In deciding the Whiteley case, the U.S. Supreme Court observed:
In the instant case -- so far as the record stipulated to by the parties reveals  -- the sole support for the arrest warrant issued at Sheriff Ogburn's request was the complaint reproduced above.  That complaint consists of nothing more than the complainant's conclusion that the individuals named therein perpetrated the offense described in the complaint. The actual basis for Sheriff Ogburn's conclusion was an informer's tip, but that fact, as well as every other operative fact, is omitted from the complaint. Under the cases just cited, that document alone could not support the independent judgment of a disinterested magistrate.
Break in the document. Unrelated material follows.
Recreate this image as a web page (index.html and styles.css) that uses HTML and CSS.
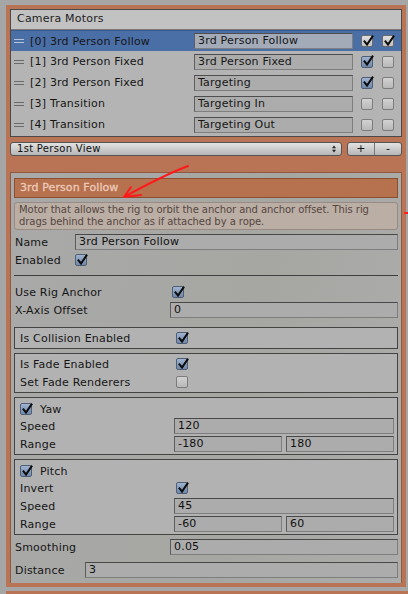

In sum, the complaint on which the warrant issued here clearly could not support a finding of probable cause by the issuing magistrate.
  
"Therefore, petitioner's arrest violated his constitutional rights under the Fourth and Fourteenth Amendments; the evidence secured as an incident thereto should have been excluded from his trial. Mapp v. Ohio, 367 U. S. 643 (1961)."
It is clearly obvious that STA-PUF KERN, like LAPDOG COLLIER, THE VILLAGE IDIOT AND TOWN WHORE, have failed to read and apply Whiteley and other controlling cases decided by the United States Supreme Court, IF THEY CAN READ AT ALL !!!







1 comment:

  1. We have officially removed the term MORON from use. The new term is MOROFF, as not to give such person any credit whatsoever!